The four-section pooling only applies to this one well. If more wells were to be drilled inside the original units, those units would still be in force. However this seems unlikely given the number of wells already drilled in those units.

Thank you for the replies.

Exactly. As you say, the well is drilled right on the section line between 25-26 and 35-36, so all four sections are included in the spacing. It doesn’t make any sense to me that sections 24 and 27 then come into play. They were left out.

Is it common to declare a spacing unit, then pull in additional sections not included in the spacing for the payment of royalties? Whiting also does not include sections 24 and 27 on their division order, but changed it when asked.

Let me try to explain it another way.

Sections 26 & 27 were previously pooled. So they no longer exist as separate sections for the purpose of Bakken production. Your minerals in 26 were combined with the minerals in 27. You now own half of what they had and they own half of what you had. It is now a 1280 acre unit we will call 2627. Likewise for 24 & 25, we will call that 1280 acre unit 2425.

The new spacing unit encompasses Sections 35 & 36 along with the East half of 2627 and the South half of 2425. Sections 27 and 24 have not been “pulled in” because for these purpose they no longer exist. Those owners only participate by virtue of their ownership in 2627 and 2425.

You can look forward to the day when a lease-line well is drilled under a 27, 28, 33 &34 unit.
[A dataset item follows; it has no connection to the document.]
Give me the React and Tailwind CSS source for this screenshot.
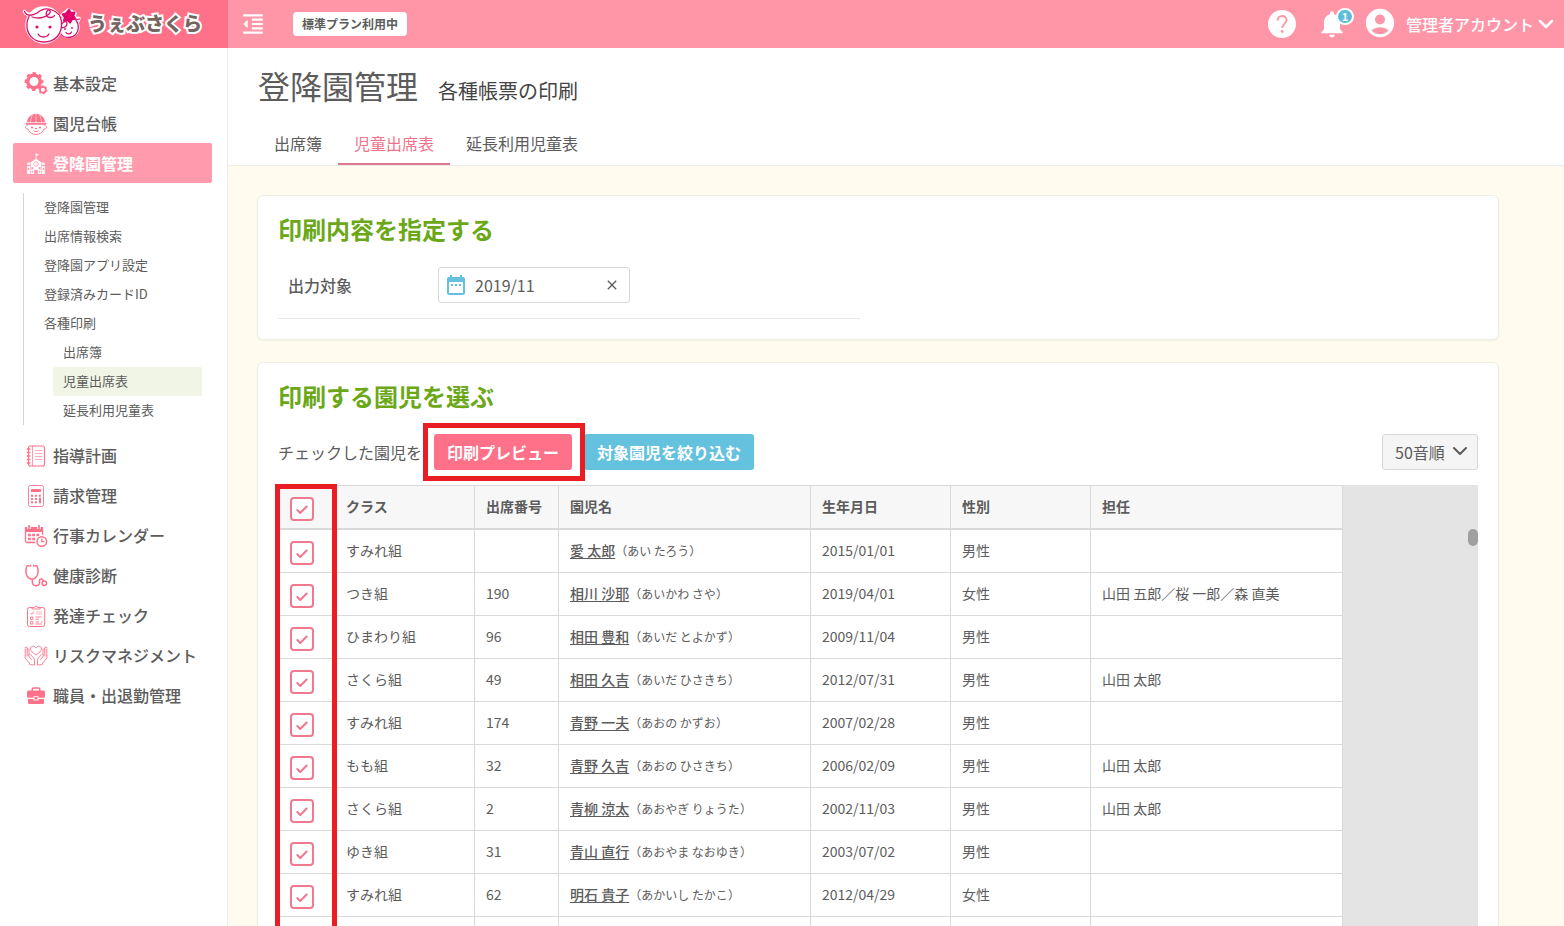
import React, { useState } from "react";
import {
    MdAccountCircle,
    MdClose,
    MdDateRange,
    MdFormatIndentDecrease,
    MdNotifications,
} from "react-icons/md";
import { Check, ChevronDown } from "lucide-react";

const iconClass = "w-6 h-6 shrink-0";

/* Sidebar icons */
const GearsIcon = () => (
    <svg viewBox="0 0 24 24" className={iconClass} fill="none" stroke="currentColor">
        <circle cx="10" cy="9.5" r="6.2" strokeWidth="3.4" />
        <circle cx="10" cy="9.5" r="8.4" strokeWidth="2" strokeDasharray="3.5 3.1" strokeDashoffset="1.7" />
        <circle cx="18.9" cy="17.8" r="2.9" strokeWidth="1.7" />
        <circle cx="18.9" cy="17.8" r="4" strokeWidth="1.1" strokeDasharray="2.1 2.09" />
    </svg>
);

const ChildIcon = () => (
    <svg viewBox="0 0 24 24" className={iconClass} fill="none" stroke="currentColor">
        <path d="M3 10.500a9 8.700 0 0 1 18 0z" fill="currentColor" stroke="none" />
        <rect x="1.5" y="10.8" width="21" height="2" rx="1" fill="currentColor" stroke="none" />
        <path d="M12 1v9.500M8.500 3C7 5.500 6.600 8 6.500 10.500M15.500 3C17 5.500 17.400 8 17.500 10.500M2.500 10.700h19" strokeWidth="0.6" stroke="#fff" />
        <path d="M3.500 13.5c-3 0-2.500 4 .5 3.600 1.500 3.500 4.500 5.400 8 5.400s6.500-1.900 8-5.400c3 .4 3.500-3.600.5-3.600" strokeWidth="0.9" />
        <circle cx="8" cy="15.5" r="1.1" fill="currentColor" stroke="none" />
        <circle cx="16" cy="15.5" r="1.1" fill="currentColor" stroke="none" />
        <path d="M11 16.5h2M9.500 18.500c1.500 1.500 3.500 1.500 5 0" strokeWidth="1" />
    </svg>
);

const SchoolIcon = () => (
    <svg viewBox="0 0 24 24" className={iconClass} fill="currentColor">
        <path d="M11.6 1.500h.8l2.600 1.300-2.600 1.200V7l5 3.500V22h-3.500v-4h-3.800v4H6.600V10.500l5-3.500z" />
        <path d="M4 10.500h2v2.300H2.500zM18 10.500h2l1.500 2.300H18zM3.200 14H6v8H3.200zM18 14h2.800v8H18z" />
        <circle cx="12" cy="12" r="2.300" fill="none" stroke="#ff9bad" strokeWidth="0.8" />
        <path d="M12 10.800V12h1M7.500 15h1.700v2.500H7.500zM14.800 15h1.700v2.500h-1.700zM3.900 16h1.300v2H3.900zM18.800 16h1.300v2h-1.300zM7.500 19h1.700v1.500H7.500zM14.800 19h1.700v1.500h-1.700z" fill="#ff9bad" />
    </svg>
);

const NotebookIcon = () => (
    <svg viewBox="0 0 24 24" className={iconClass} fill="none" stroke="currentColor">
        <rect x="4.5" y="2" width="16" height="20" rx="2" strokeWidth="1.1" />
        <path d="M8.500 2v20" strokeWidth="0.7" />
        <path d="M2.800 5h3.600M2.800 8.500h3.600M2.800 12h3.600M2.800 15.500h3.600M2.800 19h3.600" strokeWidth="1.3" />
        <path d="M11 6.500h7M11 9.500h7M11 12.500h7M11 15.500h7" strokeWidth="0.6" />
    </svg>
);

const CalculatorIcon = () => (
    <svg viewBox="0 0 24 24" className={iconClass} fill="none" stroke="currentColor">
        <rect x="4.5" y="1.5" width="15" height="21" rx="2" strokeWidth="0.9" />
        <path d="M7 5h10v3H7z" fill="currentColor" stroke="none" />
        <path d="M7 11.800h10M7 15h6.500M7 18.200h6.500" strokeWidth="1.9" strokeDasharray="2 1.9" />
        <path d="M16 13.800v5.400" strokeWidth="2" />
    </svg>
);

const CalendarIcon = () => (
    <svg viewBox="0 0 24 24" className={iconClass} fill="none" stroke="currentColor">
        <path d="M11.500 18.500H3A1.500 1.500 0 0 1 1.500 17V4.500h17V11" strokeWidth="1.3" />
        <path d="M1 3h18v5H1z" fill="currentColor" stroke="none" />
        <path d="M5 1v4M15 1v4" strokeWidth="3.6" stroke="#fff" />
        <path d="M5 1v4.500M15 1v4.500" strokeWidth="1.6" />
        <path d="M4 11h12M4 15h8" strokeWidth="2.6" strokeDasharray="2.8 1.4" />
        <circle cx="17.8" cy="17.5" r="6.3" fill="#fff" stroke="none" />
        <circle cx="17.8" cy="17.5" r="4.8" strokeWidth="1.4" />
        <path d="M17.800 14.500v3.200h2.600" strokeWidth="1.2" />
    </svg>
);

const StethoscopeIcon = () => (
    <svg viewBox="0 0 24 24" className={iconClass} fill="none" stroke="currentColor" strokeWidth="1.5">
        <path d="M5.500 1.800H3.200C.5 6 2 12.500 5.500 14.500c1.600.9 3.400.9 5 0C14 12.500 15.500 6 12.800 1.800h-2.300" />
        <path d="M8.300 15.200v2.300c0 5.500 7.200 5.500 7.200 1.500v-2c0-3 3.500-2.800 4 .5" />
        <path d="M6.500.8v2M9.800.8v2" />
        <circle cx="20.3" cy="19.3" r="2.2" />
    </svg>
);

const ChecklistIcon = () => (
    <svg viewBox="0 0 24 24" className={iconClass} fill="none" stroke="currentColor">
        <rect x="3.5" y="3.5" width="17.2" height="19" rx="2" strokeWidth="1" />
        <path d="M8 5V3.500h2.300a1.900 1.900 0 0 1 3.600 0h2.300V5z" fill="#fff" strokeWidth="0.9" />
        <path d="M6.500 9l1.200 1.300L9.800 7.500" strokeWidth="0.9" />
        <path d="M6.500 13h2.300v2.300H6.500zM6.500 17.800h2.300v2.300H6.500z" strokeWidth="0.9" />
        <path d="M12 8h6.500M12 10h6.500" strokeWidth="0.5" />
        <path d="M11.500 13h6M11.500 15.200h3.500M11.500 18h3.500M17 18h1.500M11.500 20h6.500" strokeWidth="0.9" />
    </svg>
);

const HandsIcon = () => (
    <svg viewBox="0 0 24 24" className={iconClass} fill="none" stroke="currentColor" strokeWidth="0.9">
        <path d="M12 11C8.500 8.500 6.500 7 6.500 4.800c0-3 4-3.600 5.500-.8 1.500-2.800 5.500-2.200 5.500.8C17.500 7 15.500 8.500 12 11z" />
        <path d="M1.200 4.500v9.300c0 1.500 4.800 4.500 4.800 7h4.500v-4.500c0-1.500-1.500-3.500-4.300-5.800-1.300-.9-2.400.4-1.500 1.600l2.800 3.700M3.200 12.500V4c0-1.500-2-1.500-2 0M5 10V5.500c0-1-1.500-1-1.600 0" />
        <path d="M22.800 4.500v9.300c0 1.500-4.800 4.500-4.800 7h-4.500v-4.500c0-1.500 1.500-3.500 4.300-5.800 1.300-.9 2.400.4 1.500 1.600l-2.800 3.700M20.800 12.500V4c0-1.500 2-1.500 2 0M19 10V5.500c0-1 1.500-1 1.600 0" />
    </svg>
);

const BriefcaseIcon = () => (
    <svg viewBox="0 0 24 24" className={iconClass} fill="currentColor">
        <path d="M8.200 7V5.500A1.500 1.500 0 0 1 9.700 4h4.600a1.500 1.500 0 0 1 1.500 1.500V7" fill="none" stroke="currentColor" strokeWidth="1.6" />
        <path d="M4.500 6.500h15A1.500 1.500 0 0 1 21 8v4.500a1.500 1.500 0 0 1-1.500 1.200h-5v-1.500h-5v1.500h-5A1.500 1.500 0 0 1 3 12.500V8a1.500 1.500 0 0 1 1.500-1.500z" />
        <path d="M4 15h5.500v1.500h5V15H20v3.800a1.200 1.200 0 0 1-1.200 1.200H5.200A1.200 1.200 0 0 1 4 18.800z" />
        <path d="M10.500 13h3v2.600h-3z" />
    </svg>
);

/* Two smiling faces of the brand mark */
const LogoMark = () => (
    <svg viewBox="0 0 60 44" className="w-[60px] h-11 shrink-0">
        <g fill="#fff" stroke="#fff" strokeWidth="3.5" strokeLinecap="round" strokeLinejoin="round">
            <circle cx="22" cy="23" r="17" />
            <circle cx="46.5" cy="25" r="9.5" />
            <path d="M2.500 9.500c2 4 6 4 9 2M53 16l4 .5-2 4M40 13l6-5 7 3-2 8z" />
        </g>
        <g fill="none" stroke="#d6126f" strokeWidth="1.3" strokeLinecap="round">
            <path d="M2.500 9.500c2 5 8 4.500 12.500 1.500 4-3.500 9.500-5 14-3.500 6 2 10 7 10.500 12.500 1 12-6.500 20-17.500 20S4 32 5 21c.4-3 1-4.500 2-6.500" />
            <path d="M10 15c6 2 13 1 17-3 3.500-4-1-5-2.500-2-1 3 .5 5.500 3.500 5.500 2.500 0 4-1 4.500-2" />
            <path d="M39 32c1.500 2.500 4.500 3.500 7.500 3.500 6 0 10-5 9.800-10.500-.1-3-.8-5-2.300-7l3.500-1" />
            <path d="M39.500 22.500c2-3.500 5.500-4 5.500-1s-2.500 4.500-5 4" />
            <path d="M16 32c2.500 4 8.500 4 11 0M44 30.500c1 2 4.500 2 5.500-.5" />
        </g>
        <g fill="#d6126f">
            <circle cx="15" cy="25" r="1.6" />
            <circle cx="28" cy="25" r="1.6" />
            <circle cx="43" cy="27" r="0.9" />
            <circle cx="50" cy="26" r="0.9" />
        </g>
        <path
            d="M47 7.500l2 3.200 3.800-.5-1.200 3.800 2.200 3-3.800.6-1.800 3.400-2.700-2.700-3.800.7.900-3.700-2.300-3 3.700-1z"
            fill="#e4006c"
            stroke="#e4006c"
            strokeWidth="1.5"
            strokeLinejoin="round"
        />
    </svg>
);

const HelpIcon = () => (
    <svg viewBox="0 0 28 28" className="w-7 h-7">
        <circle cx="14" cy="14" r="14" fill="#fff" />
        <path d="M9.600 10.500c0-6 9-6 9-.4 0 3.300-4.400 3.800-4.400 7.800" fill="none" stroke="#ff96a8" strokeWidth="1.9" />
        <circle cx="14.2" cy="21.5" r="1.4" fill="#ff96a8" />
    </svg>
);

const menuTop = [
    { label: "基本設定", Icon: GearsIcon },
    { label: "園児台帳", Icon: ChildIcon },
    { label: "登降園管理", Icon: SchoolIcon, active: true },
];

const subMenu = [
    { label: "登降園管理" },
    { label: "出席情報検索" },
    { label: "登降園アプリ設定" },
    { label: "登録済みカードID" },
    { label: "各種印刷" },
    { label: "出席簿", nested: true },
    { label: "児童出席表", nested: true, active: true },
    { label: "延長利用児童表", nested: true },
];

const menuBottom = [
    { label: "指導計画", Icon: NotebookIcon },
    { label: "請求管理", Icon: CalculatorIcon },
    { label: "行事カレンダー", Icon: CalendarIcon },
    { label: "健康診断", Icon: StethoscopeIcon },
    { label: "発達チェック", Icon: ChecklistIcon },
    { label: "リスクマネジメント", Icon: HandsIcon },
    { label: "職員・出退勤管理", Icon: BriefcaseIcon },
];

const tabs = ["出席簿", "児童出席表", "延長利用児童表"];

const children = [
    { cls: "すみれ組", no: "", name: "愛 太郎", kana: "あい たろう", birth: "2015/01/01", sex: "男性", teacher: "" },
    { cls: "つき組", no: "190", name: "相川 沙耶", kana: "あいかわ さや", birth: "2019/04/01", sex: "女性", teacher: "山田 五郎／桜 一郎／森 直美" },
    { cls: "ひまわり組", no: "96", name: "相田 豊和", kana: "あいだ とよかず", birth: "2009/11/04", sex: "男性", teacher: "" },
    { cls: "さくら組", no: "49", name: "相田 久吉", kana: "あいだ ひさきち", birth: "2012/07/31", sex: "男性", teacher: "山田 太郎" },
    { cls: "すみれ組", no: "174", name: "青野 一夫", kana: "あおの かずお", birth: "2007/02/28", sex: "男性", teacher: "" },
    { cls: "もも組", no: "32", name: "青野 久吉", kana: "あおの ひさきち", birth: "2006/02/09", sex: "男性", teacher: "山田 太郎" },
    { cls: "さくら組", no: "2", name: "青柳 涼太", kana: "あおやぎ りょうた", birth: "2002/11/03", sex: "男性", teacher: "山田 太郎" },
    { cls: "ゆき組", no: "31", name: "青山 直行", kana: "あおやま なおゆき", birth: "2003/07/02", sex: "男性", teacher: "" },
    { cls: "すみれ組", no: "62", name: "明石 貴子", kana: "あかいし たかこ", birth: "2012/04/29", sex: "女性", teacher: "" },
];

const MenuLink = ({ label, Icon, active }) => (
    <a
        href="#"
        className={
            active
                ? "flex items-center gap-[5px] h-10 pl-[11px] rounded-xs bg-[#ff9bad] text-white font-bold"
                : "flex items-center gap-[5px] h-10 pl-[11px] font-medium"
        }
    >
        <span className={active ? "pt-0.5 text-white" : "pt-0.5 text-[#ff7089]"}>
            <Icon />
        </span>
        {label}
    </a>
);

const PinkCheckbox = ({ label, checked, onChange }) => (
    <label className="relative block w-6 h-6 mt-1.5">
        <input
            type="checkbox"
            aria-label={label}
            checked={checked}
            onChange={onChange}
            className="peer block appearance-none w-6 h-6 border-2 border-[#f0788f] rounded bg-white"
        />
        <Check
            size={14}
            strokeWidth={3.5}
            className="absolute left-[5px] top-[6px] text-[#f0788f] opacity-0 peer-checked:opacity-100 pointer-events-none"
        />
    </label>
);

const App = () => {
    const [month, setMonth] = useState("2019/11");
    const [order, setOrder] = useState("50音順");
    const [checked, setChecked] = useState(children.map(() => true));

    const allChecked = checked.every(Boolean);

    const toggleAll = () => setChecked(children.map(() => !allChecked));
    const toggle = (index) => setChecked(checked.map((c, i) => (i === index ? !c : c)));

    return (
        <div className="h-screen overflow-hidden flex flex-col bg-[#fffbee] text-[#5c5c5c] text-base font-['Noto_Sans_CJK_JP',sans-serif]">
            {/* Header */}
            <header className="flex h-12 shrink-0 bg-[#ff96a8] text-white">
                <a href="#" className="flex items-center w-[228px] shrink-0 pl-[22px] gap-1.5 bg-[#ff7089]">
                    <LogoMark />
                    <span className="pb-0.5 text-[19px] leading-6 font-black text-[#75655f] [-webkit-text-stroke:4px_white] [paint-order:stroke_fill] [stroke-linejoin:round]">
                        うぇぶさくら
                    </span>
                </a>
                <div className="flex flex-1 items-center justify-between pl-3 pr-1.5">
                    <div className="flex items-center gap-[27px]">
                        <button aria-label="メニュー">
                            <MdFormatIndentDecrease size={26} />
                        </button>
                        <span className="h-6 px-[9px] rounded bg-white text-[#5c5c5c] text-xs leading-6 font-bold">
                            標準プラン利用中
                        </span>
                    </div>
                    <div className="flex items-center">
                        <button aria-label="ヘルプ" className="mr-5">
                            <HelpIcon />
                        </button>
                        <button aria-label="お知らせ" className="relative mr-[15px]">
                            <MdNotifications size={32} />
                            <span className="absolute left-5 top-0 w-[18px] h-[17px] rounded-full border-2 border-white bg-[#5dbddb] text-[11px] leading-[13px] font-bold">
                                1
                            </span>
                        </button>
                        <button className="flex items-center font-medium">
                            <MdAccountCircle size={34} className="mr-[9px] -mt-0.5" />
                            管理者アカウント
                            <ChevronDown size={24} strokeWidth={2.5} />
                        </button>
                    </div>
                </div>
            </header>

            <div className="flex flex-1 min-h-0">
                {/* Sidebar */}
                <nav className="w-[228px] shrink-0 pt-[15px] pl-[13px] pr-[15px] bg-white border-r border-[#ececec]">
                    {menuTop.map((item) => (
                        <MenuLink key={item.label} {...item} />
                    ))}
                    <ul className="my-2.5 mx-2.5 border-l border-[#d5d5d5] text-[13px] leading-[27px]">
                        {subMenu.map((item, i) => (
                            <li key={i} className={item.nested ? "pl-[29px]" : "pl-2.5"}>
                                <a
                                    href="#"
                                    className={
                                        item.active
                                            ? "block pl-2.5 pb-0.5 rounded-xs bg-[#f0f5e6]"
                                            : "block pl-2.5 pb-0.5"
                                    }
                                >
                                    {item.label}
                                </a>
                            </li>
                        ))}
                    </ul>
                    {menuBottom.map((item) => (
                        <MenuLink key={item.label} {...item} />
                    ))}
                </nav>

                {/* Main */}
                <main className="flex-1 min-w-0">
                    <div className="pl-[30px] pt-[13px] bg-white border-b border-[#ececec]">
                        <div className="flex items-baseline gap-5">
                            <h1 className="text-[32px] leading-12">登降園管理</h1>
                            <p className="text-xl text-[#444]">各種帳票の印刷</p>
                        </div>
                        <div className="flex mt-3.5">
                            {tabs.map((tab) => (
                                <a
                                    key={tab}
                                    href="#"
                                    className={
                                        tab === "児童出席表"
                                            ? "h-[42px] px-4 leading-10 border-b-2 border-[#e0788d] text-[#f0738b]"
                                            : "h-[42px] px-4 leading-10"
                                    }
                                >
                                    {tab}
                                </a>
                            ))}
                        </div>
                    </div>

                    <div className="pt-[29px] px-[29px]">
                        <section className="max-w-[1242px] px-5 pt-[15px] pb-5 mb-[22px] bg-white rounded-md border border-[#f0ede4] shadow-xs">
                            <h2 className="text-2xl leading-9 font-bold text-[#6aa818]">印刷内容を指定する</h2>
                            <div className="flex items-center max-w-[582px] pt-5 pb-[15px] pl-2.5 border-b border-[#e8e8e8]">
                                <label htmlFor="month" className="w-[150px] font-medium">
                                    出力対象
                                </label>
                                <div className="flex items-center w-48 h-9 px-[5px] border border-[#d8d8d8] rounded-[3px]">
                                    <MdDateRange size={24} className="shrink-0 text-[#65c2de]" />
                                    <input
                                        id="month"
                                        type="text"
                                        value={month}
                                        onChange={(e) => setMonth(e.target.value)}
                                        className="flex-1 min-w-0 pl-[7px] outline-none"
                                    />
                                    <button aria-label="クリア" onClick={() => setMonth("")} className="mr-1">
                                        <MdClose size={16} />
                                    </button>
                                </div>
                            </div>
                        </section>

                        <section className="max-w-[1242px] px-5 pt-[15px] pb-5 bg-white rounded-md border border-[#f0ede4] shadow-xs">
                            <h2 className="text-2xl leading-9 font-bold text-[#6aa818]">印刷する園児を選ぶ</h2>
                            <div className="flex items-center mt-5 mb-[15px]">
                                <span>チェックした園児を</span>
                                <div className="relative z-10 mx-3">
                                    <button className="block h-9 px-[13px] rounded-[3px] bg-[#ff7089] text-white font-bold">
                                        印刷プレビュー
                                    </button>
                                    <div className="absolute -inset-[11px] -right-[13px] border-[5px] border-[#ea1c24] pointer-events-none"></div>
                                </div>
                                <button className="h-9 px-[13px] rounded-[3px] bg-[#65c2de] text-white font-bold">
                                    対象園児を絞り込む
                                </button>
                                <div className="relative ml-auto">
                                    <select
                                        aria-label="並び順"
                                        value={order}
                                        onChange={(e) => setOrder(e.target.value)}
                                        className="block appearance-none w-24 h-9 pl-3 border border-[#d8d8d8] rounded-[3px] bg-[#f5f5f5]"
                                    >
                                        <option>50音順</option>
                                    </select>
                                    <ChevronDown size={24} className="absolute right-1.5 top-[5px] pointer-events-none" />
                                </div>
                            </div>

                            {/* Children list */}
                            <div className="relative bg-[#e4e4e4]">
                                <table className="table-fixed border-separate border-spacing-0 w-[1065px] border-t border-l border-[#d9d9d9] bg-white text-sm text-left [&_td]:border-r [&_td]:border-b [&_td]:border-[#d9d9d9] [&_td]:pl-[11px] [&_td]:pb-0.5 [&_th]:border-r [&_th]:border-b-2 [&_th]:border-[#d9d9d9] [&_th]:pl-[11px] [&_th]:pb-0.5">
                                    <thead>
                                        <tr className="h-11 bg-[#f7f7f7]">
                                            <th className="w-14">
                                                <PinkCheckbox label="すべて選択" checked={allChecked} onChange={toggleAll} />
                                            </th>
                                            <th className="w-[140px]">クラス</th>
                                            <th className="w-[84px]">出席番号</th>
                                            <th className="w-[252px]">園児名</th>
                                            <th className="w-[140px]">生年月日</th>
                                            <th className="w-[140px]">性別</th>
                                            <th className="w-[252px]">担任</th>
                                        </tr>
                                    </thead>
                                    <tbody>
                                        {children.map((child, i) => (
                                            <tr key={i} className="h-[43px]">
                                                <td>
                                                    <PinkCheckbox label={child.name} checked={checked[i]} onChange={() => toggle(i)} />
                                                </td>
                                                <td>{child.cls}</td>
                                                <td>{child.no}</td>
                                                <td>
                                                    <a href="#" className="font-medium underline underline-offset-2">
                                                        {child.name}
                                                    </a>
                                                    <span className="text-xs">（{child.kana}）</span>
                                                </td>
                                                <td>{child.birth}</td>
                                                <td>{child.sex}</td>
                                                <td>{child.teacher}</td>
                                            </tr>
                                        ))}
                                        <tr className="h-[43px]">
                                            <td></td>
                                            <td></td>
                                            <td></td>
                                            <td></td>
                                            <td></td>
                                            <td></td>
                                            <td></td>
                                        </tr>
                                    </tbody>
                                </table>
                                <div className="absolute right-0 top-11 w-2.5 h-[17px] rounded-full bg-[#a0a0a0]"></div>
                                <div className="absolute -left-[3px] -top-px -bottom-1 w-[62px] border-[5px] border-[#ea1c24] pointer-events-none"></div>
                            </div>
                        </section>
                    </div>
                </main>
            </div>
        </div>
    );
};

export default App;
When that happens you will be in that well even though your minerals aren’t under any of those sections.

Thank you for the replies on this. Are you familiar with Lynn Helms? He’s the director of ND’s Dept. of Mineral Resources. I ran into him a few weeks ago at a hearing, and when I explained the issue, he agreed with me completely, and seemed to think there is no way the other sections should be paid.

Seemed interesting that ND’s top oil official had never even heard of this, and thought Whiting had this all wrong.

Anyway, it looks like nothing can be done without suing someone. Whiting will not even answer emails related to this subject.